The performance of the various models chosen can be seen in Table 1. resnext50_32x4d had the best performance, found after 6 epochs. It achieved a validation accuracy of 87.08%, and a training and validation loss of 0.3843 and 0.3907 respectively. The runner-up was tf_efficientnet_b3_ns; it achieved the best performance after 10 epochs, with a validation accuracy of 87.01% and a training and validation loss of 0.3241 and 0.3891 respectively. The vit_base_patch16_224 model performed slightly better than the vit_small_patch16_224 model, with 86.71% against 84.72% in validation accuracy. Both models exhibited signs of overfitting after around 10 epochs.

We also evaluated the performance of different optimizers and learning rate schedulers using the tf_efficientnet_b3_ns. Adam had the best performance compared with AdamP, AdamW and Ranger, as shown in Table 2. Models tuned with Adam, AdamW, AdamP, and Ranger achieved a validation accuracy 87.01%, 86.98%, 86.96%, and 86.71% respectively.

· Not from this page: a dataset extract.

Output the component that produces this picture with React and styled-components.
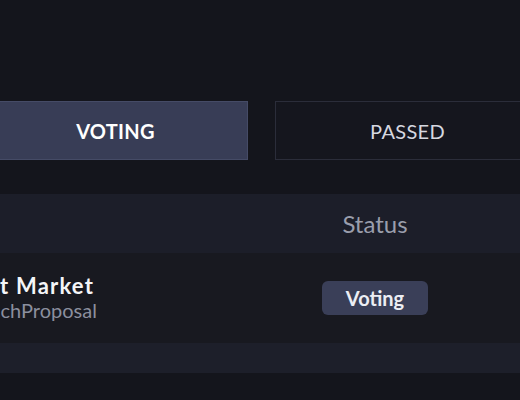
import React, { useState } from 'react';
import styled, { createGlobalStyle } from 'styled-components';

const GlobalStyle = createGlobalStyle`
  html, body {
    margin: 0;
    padding: 0;
    background: #14151c;
    overflow: hidden;
  }
  body {
    font-family: Lato, "Noto Sans", sans-serif;
    color: #ffffff;
  }
`;

const Page = styled.div`
  width: 557px;
  margin-left: -17px;
  padding-top: 101px;
`;

const Tabs = styled.div`
  display: grid;
  grid-template-columns: 1fr 1fr;
  gap: 27px;
`;

const Tab = styled.button`
  height: 59px;
  font-family: inherit;
  font-size: 20px;
  letter-spacing: 0.3px;
  font-weight: ${p => (p.active ? 700 : 400)};
  color: ${p => (p.active ? '#ffffff' : '#d6d8e0')};
  background: ${p => (p.active ? '#383d56' : '#15161e')};
  border: 1px solid ${p => (p.active ? '#454b66' : '#2b2d3a')};
  cursor: pointer;
`;

const Table = styled.div`
  margin-top: 34px;
  width: 600px;
`;

const Row = styled.div`
  display: grid;
  grid-template-columns: 302px 180px 1fr;
  align-items: center;
  height: ${p => p.h}px;
  background: ${p => p.bg};
`;

const HeadCell = styled.div`
  font-size: 24px;
  color: #9a9eac;
  text-align: center;
`;

const NameCell = styled.div`
  margin-left: -9px;
  display: flex;
  flex-direction: column;
`;

const Title = styled.span`
  font-size: 22px;
  font-weight: 700;
  letter-spacing: 1.2px;
  line-height: 24px;
  color: #f4f5f8;
  white-space: nowrap;
`;

const Sub = styled.span`
  margin-left: -16px;
  font-size: 20px;
  line-height: 24px;
  color: #8b8f9e;
  white-space: nowrap;
`;

const StatusCell = styled.div`
  display: flex;
  justify-content: center;
`;

const Badge = styled.span`
  display: inline-flex;
  align-items: center;
  justify-content: center;
  width: 106px;
  height: 34px;
  border-radius: 6px;
  background: #3a3f58;
  color: #eceef4;
  font-size: 20px;
  font-weight: 700;
`;

export default function App() {
  const [tab, setTab] = useState('voting');

  return (
    <>
      <GlobalStyle />
      <Page>
        <Tabs>
          <Tab active={tab === 'voting'} onClick={() => setTab('voting')}>VOTING</Tab>
          <Tab active={tab === 'passed'} onClick={() => setTab('passed')}>PASSED</Tab>
        </Tabs>
        <Table>
          <Row h={59} bg="#1c1e29">
            <div />
            <HeadCell>Status</HeadCell>
            <div />
          </Row>
          <Row h={90} bg="#181920">
            <NameCell>
              <Title>Set Market</Title>
              <Sub>LaunchProposal</Sub>
            </NameCell>
            <StatusCell>
              <Badge>Voting</Badge>
            </StatusCell>
            <div />
          </Row>
          <Row h={30} bg="#1d1f2a" />
        </Table>
      </Page>
    </>
  );
}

For the learning rate scheduler, we chose CosineAnnealingWarmRestarts, CosineAnnealingLR, and ReduceLROnPlateau. According to Leslie Smith, instead of monotonically decreasing the learning rate, letting the learning rate cyclically vary between reasonable bounds can increase the accuracy of the model in fewer steps (Smith, 2017), (Le, 2018). CosineAnnealingLR and CosineAnnealingWarmRestarts sets the learning rate of each parameter group using a cosine annealing schedule. The "warm restart" resets the learning rate, and uses the tuned parameter weights as the starting point of the restart (Loshchilov & Hutter, 2016). As shown in Table 3 CosineAnnealingWarmRestarts had the best performance, with a validation accuracy of 87.01%, compared to the 86.96% and 86.80% for CosineAnnealingLR and ReduceLROnPlateau respectively.

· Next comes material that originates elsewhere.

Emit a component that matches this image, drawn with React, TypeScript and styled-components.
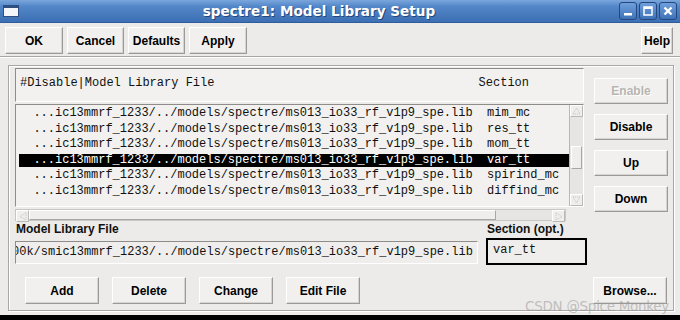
import styled, { createGlobalStyle } from "styled-components";

const GlobalStyle = createGlobalStyle`
  html, body {
    margin: 0;
    padding: 0;
    background: #000;
  }
  * {
    box-sizing: border-box;
  }
`;

const Window = styled.div`
  position: relative;
  width: 680px;
  height: 315px;
  display: flex;
  flex-direction: column;
  background: #ecebe9;
  font-family: "Liberation Sans", Arial, sans-serif;
  overflow: hidden;
`;

const TitleBar = styled.div`
  position: relative;
  height: 23px;
  display: flex;
  align-items: center;
  padding: 0 3px;
  background: linear-gradient(#7aa6dc 0%, #5286c8 30%, #3c6fb3 100%);
  border-bottom: 1px solid #2f5d9c;
`;

const WindowIcon = styled.div`
  width: 16px;
  height: 12px;
  background: #f4f6fa;
  border: 1px solid #2d4f82;
  border-top-width: 3px;
`;

const Title = styled.div`
  flex: 1;
  text-align: center;
  color: #fff;
  font-family: "DejaVu Sans", Verdana, sans-serif;
  font-weight: bold;
  font-size: 13.6px;
  text-shadow: 1px 1px 0 #24467a;
`;

const Controls = styled.div`
  display: flex;
  gap: 2px;
`;

const CtrlButton = styled.div`
  width: 18px;
  height: 18px;
  border: 1px solid #24487e;
  border-radius: 3px;
  background: linear-gradient(#6f9fdc, #3e72b8);
  display: flex;
  align-items: center;
  justify-content: center;
`;

const Toolbar = styled.div`
  display: flex;
  align-items: center;
  gap: 4px;
  padding: 3px 7px 0 5px;
  height: 32px;
`;

const Button = styled.div<{ $w?: number; $h?: number; $disabled?: boolean }>`
  width: ${(p) => (p.$w ? `${p.$w}px` : "auto")};
  height: ${(p) => p.$h ?? 27}px;
  padding: 0 4px;
  display: flex;
  align-items: center;
  justify-content: center;
  background: #f1f0ee;
  border: 1px solid;
  border-color: #ffffff #9c9a97 #9c9a97 #ffffff;
  box-shadow: inset -1px -1px 0 #d6d4d1;
  font-weight: bold;
  font-size: 12px;
  color: ${(p) => (p.$disabled ? "#b7b5b2" : "#000")};
  text-shadow: ${(p) => (p.$disabled ? "1px 1px 0 #fff" : "none")};
`;

const Spacer = styled.div`
  flex: 1;
`;

const Separator = styled.div`
  height: 2px;
  margin-top: 1px;
  border-top: 1px solid #a9a7a4;
  border-bottom: 1px solid #fff;
`;

const Frame = styled.div`
  flex: 1;
  margin: 7px 6px 4px 8px;
  border: 1px solid #a9a7a4;
  box-shadow: inset 1px 1px 0 #fff, 1px 1px 0 #fff;
  padding: 2px 6px 0 6px;
  display: flex;
  flex-direction: column;
`;

const TopArea = styled.div`
  display: grid;
  grid-template-columns: 569px 1fr;
  column-gap: 10px;
`;

const ListColumn = styled.div`
  display: flex;
  flex-direction: column;
`;

const HeaderBox = styled.div`
  height: 34px;
  border: 1px solid;
  border-color: #8f8d8a #ffffff #ffffff #8f8d8a;
  background: #f2f1ef;
  padding: 7px 0 0 4px;
  display: flex;
  font-family: "Liberation Mono", "Courier New", monospace;
  font-size: 12px;
  white-space: pre;
  color: #111;
`;

const HeaderSection = styled.span`
  margin-left: auto;
  margin-right: 54px;
`;

const ListBox = styled.div`
  margin-top: 2px;
  height: 103px;
  display: flex;
  border: 1px solid;
  border-color: #8f8d8a #ffffff #ffffff #8f8d8a;
  background: #f2f1ef;
`;

const Rows = styled.div`
  flex: 1;
  padding: 2px 0 0 3px;
  overflow: hidden;
`;

const Row = styled.div<{ $selected?: boolean }>`
  height: 13px;
  line-height: 13px;
  margin-bottom: 2.5px;
  font-family: "Liberation Mono", "Courier New", monospace;
  font-size: 12px;
  white-space: pre;
  background: ${(p) => (p.$selected ? "#000" : "transparent")};
  color: ${(p) => (p.$selected ? "#fff" : "#111")};
`;

const VScroll = styled.div`
  width: 14px;
  display: flex;
  flex-direction: column;
  border-left: 1px solid #b9b7b4;
  background: #e6e5e3;
`;

const Arrow = styled.div`
  width: 13px;
  height: 12px;
  display: flex;
  align-items: center;
  justify-content: center;
  border: 1px solid;
  border-color: #fff #bbb9b6 #bbb9b6 #fff;
  background: #efeeec;
`;

const Trough = styled.div<{ $grow?: number }>`
  flex: ${(p) => p.$grow ?? 1};
`;

const VThumb = styled.div`
  height: 23px;
  margin: 0 1px;
  border: 1px solid;
  border-color: #fff #a9a7a4 #a9a7a4 #fff;
  background: #efeeec;
`;

const HScrollRow = styled.div`
  margin-top: 2px;
  display: flex;
  height: 12px;
`;

const HScroll = styled.div`
  width: 551px;
  display: flex;
  border: 1px solid #c8c6c3;
  background: #e6e5e3;
`;

const HThumb = styled.div`
  width: 467px;
  border: 1px solid;
  border-color: #fff #a9a7a4 #a9a7a4 #fff;
  background: #efeeec;
`;

const SideButtons = styled.div`
  display: flex;
  flex-direction: column;
  gap: 10px;
  padding-top: 10px;
  width: 74px;
`;

const FormRow = styled.div`
  display: flex;
  gap: 8px;
  margin-top: 1px;
`;

const Field = styled.div<{ $w: number }>`
  width: ${(p) => p.$w}px;
  display: flex;
  flex-direction: column;
  gap: 5px;
`;

const Label = styled.div`
  font-weight: bold;
  font-size: 12px;
  height: 14px;
  line-height: 14px;
  padding-left: 1px;
  color: #111;
`;

const Entry = styled.div<{ $strong?: boolean }>`
  height: ${(p) => (p.$strong ? "27px" : "23px")};
  margin-top: ${(p) => (p.$strong ? "-3px" : "0")};
  border: ${(p) => (p.$strong ? "2px solid #000" : "1px solid")};
  border-color: ${(p) =>
    p.$strong ? "#000" : "#8f8d8a #ffffff #ffffff #8f8d8a"};
  background: #efeeec;
  padding: ${(p) => (p.$strong ? "3px 0 0 5px" : "3px 0 0 2px")};
  font-family: "Liberation Mono", "Courier New", monospace;
  font-size: 12px;
  white-space: pre;
  overflow: hidden;
  color: #111;
`;

const Clipped = styled.span`
  margin-left: -6px;
`;

const BottomRow = styled.div`
  display: flex;
  gap: 13px;
  margin-top: 12px;
  padding-left: 10px;
`;

const Watermark = styled.div`
  position: absolute;
  right: 11px;
  bottom: 1px;
  font-family: "DejaVu Sans", sans-serif;
  font-size: 13.5px;
  color: rgba(150, 150, 150, 0.55);
  letter-spacing: -0.3px;
`;

const files = [
  ["mim_mc", false],
  ["res_tt", false],
  ["mom_tt", false],
  ["var_tt", true],
  ["spirind_mc", false],
  ["diffind_mc", false],
] as const;

const path = "...ic13mmrf_1233/../models/spectre/ms013_io33_rf_v1p9_spe.lib";

const UpTri = () => (
  <svg width="9" height="8" viewBox="0 0 9 8">
    <path d="M1 7 L4.5 1 L8 7 Z" fill="none" stroke="#c4c2bf" strokeDasharray="1 1" />
  </svg>
);

const DownTri = () => (
  <svg width="9" height="8" viewBox="0 0 9 8">
    <path d="M1 1 L4.5 7 L8 1 Z" fill="none" stroke="#c4c2bf" strokeDasharray="1 1" />
  </svg>
);

const LeftTri = () => (
  <svg width="8" height="9" viewBox="0 0 8 9">
    <path d="M7 1 L1 4.5 L7 8 Z" fill="none" stroke="#c4c2bf" strokeDasharray="1 1" />
  </svg>
);

const RightTri = () => (
  <svg width="8" height="9" viewBox="0 0 8 9">
    <path d="M1 1 L7 4.5 L1 8 Z" fill="none" stroke="#c4c2bf" strokeDasharray="1 1" />
  </svg>
);

export default function App() {
  return (
    <>
      <GlobalStyle />
      <Window>
        <TitleBar>
          <WindowIcon />
          <Title>spectre1: Model Library Setup</Title>
          <Controls>
            <CtrlButton>
              <svg width="12" height="12" viewBox="0 0 12 12">
                <rect x="2" y="8" width="8" height="2.5" fill="#fff" />
              </svg>
            </CtrlButton>
            <CtrlButton>
              <svg width="12" height="12" viewBox="0 0 12 12">
                <rect x="2" y="2" width="8" height="8" fill="none" stroke="#fff" strokeWidth="1.5" />
                <rect x="2" y="2" width="8" height="2" fill="#fff" />
              </svg>
            </CtrlButton>
            <CtrlButton>
              <svg width="12" height="12" viewBox="0 0 12 12">
                <path d="M2.5 2.5 L9.5 9.5 M9.5 2.5 L2.5 9.5" stroke="#fff" strokeWidth="2.4" />
              </svg>
            </CtrlButton>
          </Controls>
        </TitleBar>

        <Toolbar>
          <Button $w={58}>OK</Button>
          <Button $w={57}>Cancel</Button>
          <Button $w={57}>Defaults</Button>
          <Button $w={58}>Apply</Button>
          <Spacer />
          <Button $w={32}>Help</Button>
        </Toolbar>
        <Separator />

        <Frame>
          <TopArea>
            <ListColumn>
              <HeaderBox>
                <span>#Disable|Model Library File</span>
                <HeaderSection>Section</HeaderSection>
              </HeaderBox>
              <ListBox>
                <Rows>
                  {files.map(([section, selected]) => (
                    <Row key={section} $selected={selected}>
                      {"  " + path + "  " + section}
                    </Row>
                  ))}
                </Rows>
                <VScroll>
                  <Arrow>
                    <UpTri />
                  </Arrow>
                  <Trough $grow={31} />
                  <VThumb />
                  <Trough $grow={27} />
                  <Arrow>
                    <DownTri />
                  </Arrow>
                </VScroll>
              </ListBox>
              <HScrollRow>
                <HScroll>
                  <Arrow>
                    <LeftTri />
                  </Arrow>
                  <HThumb />
                  <Trough />
                  <Arrow>
                    <RightTri />
                  </Arrow>
                </HScroll>
              </HScrollRow>
            </ListColumn>
            <SideButtons>
              <Button $h={26} $disabled>Enable</Button>
              <Button $h={26}>Disable</Button>
              <Button $h={26}>Up</Button>
              <Button $h={26}>Down</Button>
            </SideButtons>
          </TopArea>

          <FormRow>
            <Field $w={463}>
              <Label>Model Library File</Label>
              <Entry>
                <Clipped>00k/smic13mmrf_1233/../models/spectre/ms013_io33_rf_v1p9_spe.lib</Clipped>
              </Entry>
            </Field>
            <Field $w={101}>
              <Label>Section (opt.)</Label>
              <Entry $strong>var_tt</Entry>
            </Field>
          </FormRow>

          <BottomRow>
            <Button $w={74}>Add</Button>
            <Button $w={74}>Delete</Button>
            <Button $w={74}>Change</Button>
            <Button $w={74}>Edit File</Button>
            <Spacer />
            <Button $w={74}>Browse...</Button>
          </BottomRow>
        </Frame>
        <Watermark>CSDN @Spice Monkey</Watermark>
      </Window>
    </>
  );
}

We further improved the model performance by tuning the loss function to address label noise. Symmetric Cross Entropy and Focal Loss, did not improve the validation accuracy of our model. The best validation accuracy achieved using Symmetric Cross Entropy and Focal Loss were 86.89% and 86.92% respectively, compared to the 87.08% with Cross Entropy Loss. The best model using Symmetric Cross Entropy and Focal Loss were found after 6 and 10 epochs respectively.

On the other hand, Focal Cosine Loss, Taylor Cross Entropy, Label Smoothing and the combination of Taylor Cross Entropy with Label Smoothing, all led to improvement in the validation accuracy. In addition, the models took longer to tune, and found the best model at around 20 epochs.

Focal Cosine Loss achieved the best model performance after 20 epochs, with a validation accuracy of 87.66%. The model also showed lower training and validation losses of 0.1265 and 0.1521 respectively, compared to the 0.3241 and 0.3891 achieved with Cross Entropy Loss.

The best model using Taylor Cross Entropy was found after 17 epochs. It increased the validation accuracy of our ResNext model to 87.69%. However, the training and validation loss were also higher at 0.5114 and 0.5653 respectively.

We also tested Label Smoothing with various “smoothing” factors, as seen in Table 5. We tested smoothing factors of 0, 0.3, 0.5 and 0.7, and a smoothing factor of 0.5 resulted in the highest validation accuracy of 88.20%. The model had high training and validation losses of 1.4217 and 1.4353 respectively. This is expected since we are reducing our confidence on labels by changing the loss target values.

Finally, we evaluated the model performance of combining Taylor Cross Entropy loss with Label Smoothing. The models achieved a validation accuracy of 87.29% and 87.69% respectively using smoothing factors of 0.2 and 0.5 respectively. The results for the various loss functions can be seen in Table 4.

From our validation tests, we found that the best hyperparameters for our dataset were Adam as optimizer, CosineAnnealingWarmRestarts as the learning rate scheduler, and Label Smoothing with a smoothing factor of 0.5 as the criterion, using the resnext50_32x4d model. Our best model achieved a test accuracy of 87.67% upon submission.

In addition to hyperparameter tuning, we applied ensemble learning and TTA. tf_efficientnet_b3_ns, trained with the best hyperparameters found above, achieved a validation accuracy of 87.20% and 87.73% with TTA. The best EfficientNet model with TTA and the best ResNext models were then combined, which achieved a test accuracy of 88.24% upon submission. To further increase our scores, we trained five ResNext and five EfficientNets using our 5 validation folds. Using these additional models, we were able to achieve a test accuracy of 88.69% by applying TTA to both. Finally, we achieved a slightly higher test score of 89.03% with no TTA being applied to the ResNeXt models. A summary of our final test submission scores can be found in Table 6.